§ STATED PROBLEM: All of the listing below must be repeated word for word. Pictures are the only thing to omit.

§ INFORMATION PROVIDED:
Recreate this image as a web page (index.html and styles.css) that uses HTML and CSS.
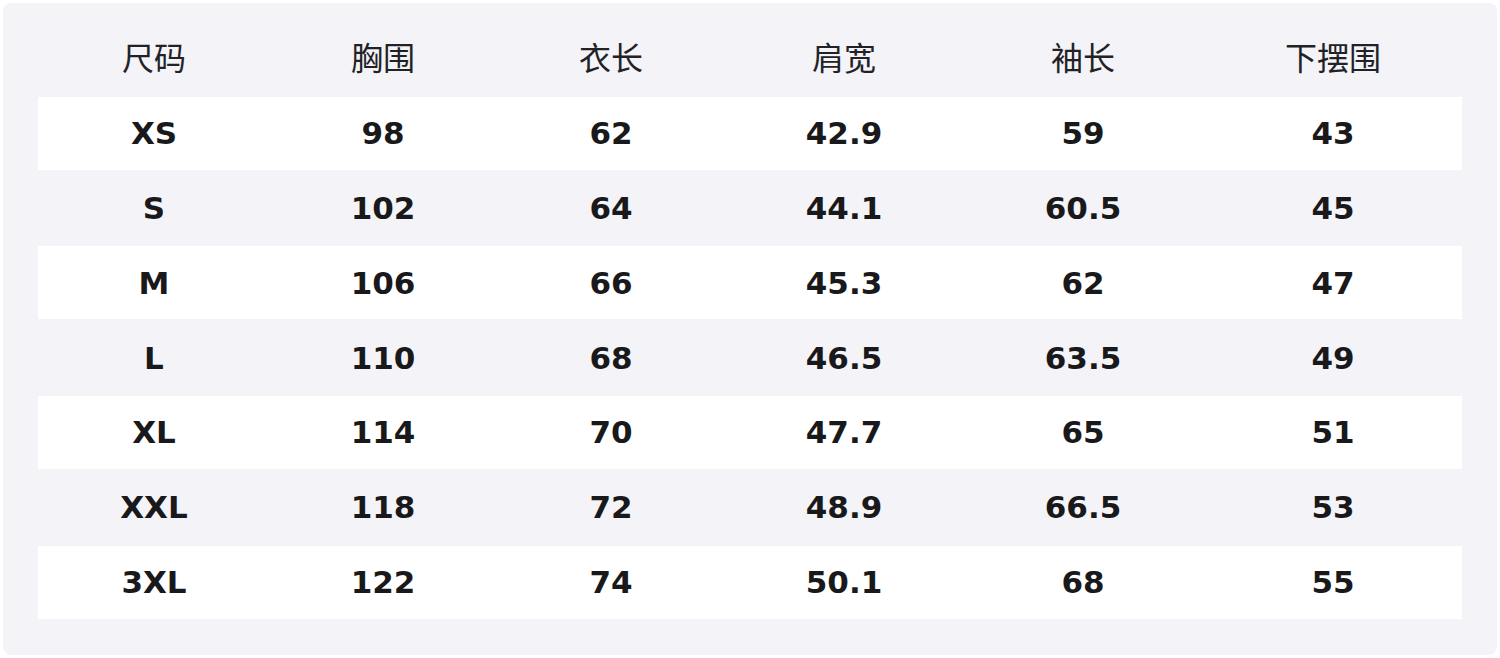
FILE: index.html
```html
<!DOCTYPE html>
<html lang="zh">
<head>
<meta charset="utf-8">
<title>尺码表</title>
<link rel="stylesheet" href="styles.css">
</head>
<body>
<div class="panel">
  <div class="size-table">
    <div class="row head">
      <div class="cell">尺码</div><div class="cell">胸围</div><div class="cell">衣长</div><div class="cell">肩宽</div><div class="cell">袖长</div><div class="cell">下摆围</div>
    </div>
    <div class="row odd">
      <div class="cell">XS</div><div class="cell">98</div><div class="cell">62</div><div class="cell">42.9</div><div class="cell">59</div><div class="cell">43</div>
    </div>
    <div class="row even">
      <div class="cell">S</div><div class="cell">102</div><div class="cell">64</div><div class="cell">44.1</div><div class="cell">60.5</div><div class="cell">45</div>
    </div>
    <div class="row odd">
      <div class="cell">M</div><div class="cell">106</div><div class="cell">66</div><div class="cell">45.3</div><div class="cell">62</div><div class="cell">47</div>
    </div>
    <div class="row even">
      <div class="cell">L</div><div class="cell">110</div><div class="cell">68</div><div class="cell">46.5</div><div class="cell">63.5</div><div class="cell">49</div>
    </div>
    <div class="row odd">
      <div class="cell">XL</div><div class="cell">114</div><div class="cell">70</div><div class="cell">47.7</div><div class="cell">65</div><div class="cell">51</div>
    </div>
    <div class="row even">
      <div class="cell">XXL</div><div class="cell">118</div><div class="cell">72</div><div class="cell">48.9</div><div class="cell">66.5</div><div class="cell">53</div>
    </div>
    <div class="row odd">
      <div class="cell">3XL</div><div class="cell">122</div><div class="cell">74</div><div class="cell">50.1</div><div class="cell">68</div><div class="cell">55</div>
    </div>
  </div>
</div>
</body>
</html>
```

FILE: styles.css
```css
html, body {
  margin: 0;
  padding: 0;
  background: #ffffff;
}
body {
  padding: 3px;
  font-family: "DejaVu Sans", "Noto Sans CJK SC", sans-serif;
  color: #19191b;
}
.panel {
  width: 1494px;
  height: 652px;
  box-sizing: border-box;
  padding: 19px 35px 36px;
  background: #f3f3f8;
  border-radius: 8px;
}
.size-table {
  display: flex;
  flex-direction: column;
  gap: 1.8px;
}
.row {
  display: grid;
  grid-template-columns: 232px 226px 230px 236px 242px 258px;
  height: 73px;
  align-items: center;
}
.cell {
  text-align: center;
  white-space: nowrap;
}
.head {
  box-sizing: border-box;
  padding-bottom: 6px;
}
.head .cell {
  font-family: "Noto Sans CJK SC", "DejaVu Sans", sans-serif;
  font-size: 32px;
  font-weight: 400;
  color: #222226;
}
.odd, .even {
  font-size: 31px;
  font-weight: 700;
}
.odd {
  background: #ffffff;
}
.even {
  background: #f4f4f8;
}
```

§ FULL RESPONSE:
Recreate this image as a web page (index.html and styles.css) that uses HTML and CSS.
FILE: index.html
```html
<!DOCTYPE html>
<html lang="zh">
<head>
<meta charset="utf-8">
<title>尺码表</title>
<link rel="stylesheet" href="styles.css">
</head>
<body>
<div class="panel">
  <div class="size-table">
    <div class="row head">
      <div class="cell">尺码</div><div class="cell">胸围</div><div class="cell">衣长</div><div class="cell">肩宽</div><div class="cell">袖长</div><div class="cell">下摆围</div>
    </div>
    <div class="row odd">
      <div class="cell">XS</div><div class="cell">98</div><div class="cell">62</div><div class="cell">42.9</div><div class="cell">59</div><div class="cell">43</div>
    </div>
    <div class="row even">
      <div class="cell">S</div><div class="cell">102</div><div class="cell">64</div><div class="cell">44.1</div><div class="cell">60.5</div><div class="cell">45</div>
    </div>
    <div class="row odd">
      <div class="cell">M</div><div class="cell">106</div><div class="cell">66</div><div class="cell">45.3</div><div class="cell">62</div><div class="cell">47</div>
    </div>
    <div class="row even">
      <div class="cell">L</div><div class="cell">110</div><div class="cell">68</div><div class="cell">46.5</div><div class="cell">63.5</div><div class="cell">49</div>
    </div>
    <div class="row odd">
      <div class="cell">XL</div><div class="cell">114</div><div class="cell">70</div><div class="cell">47.7</div><div class="cell">65</div><div class="cell">51</div>
    </div>
    <div class="row even">
      <div class="cell">XXL</div><div class="cell">118</div><div class="cell">72</div><div class="cell">48.9</div><div class="cell">66.5</div><div class="cell">53</div>
    </div>
    <div class="row odd">
      <div class="cell">3XL</div><div class="cell">122</div><div class="cell">74</div><div class="cell">50.1</div><div class="cell">68</div><div class="cell">55</div>
    </div>
  </div>
</div>
</body>
</html>
```

FILE: styles.css
```css
html, body {
  margin: 0;
  padding: 0;
  background: #ffffff;
}
body {
  padding: 3px;
  font-family: "DejaVu Sans", "Noto Sans CJK SC", sans-serif;
  color: #19191b;
}
.panel {
  width: 1494px;
  height: 652px;
  box-sizing: border-box;
  padding: 19px 35px 36px;
  background: #f3f3f8;
  border-radius: 8px;
}
.size-table {
  display: flex;
  flex-direction: column;
  gap: 1.8px;
}
.row {
  display: grid;
  grid-template-columns: 232px 226px 230px 236px 242px 258px;
  height: 73px;
  align-items: center;
}
.cell {
  text-align: center;
  white-space: nowrap;
}
.head {
  box-sizing: border-box;
  padding-bottom: 6px;
}
.head .cell {
  font-family: "Noto Sans CJK SC", "DejaVu Sans", sans-serif;
  font-size: 32px;
  font-weight: 400;
  color: #222226;
}
.odd, .even {
  font-size: 31px;
  font-weight: 700;
}
.odd {
  background: #ffffff;
}
.even {
  background: #f4f4f8;
}
```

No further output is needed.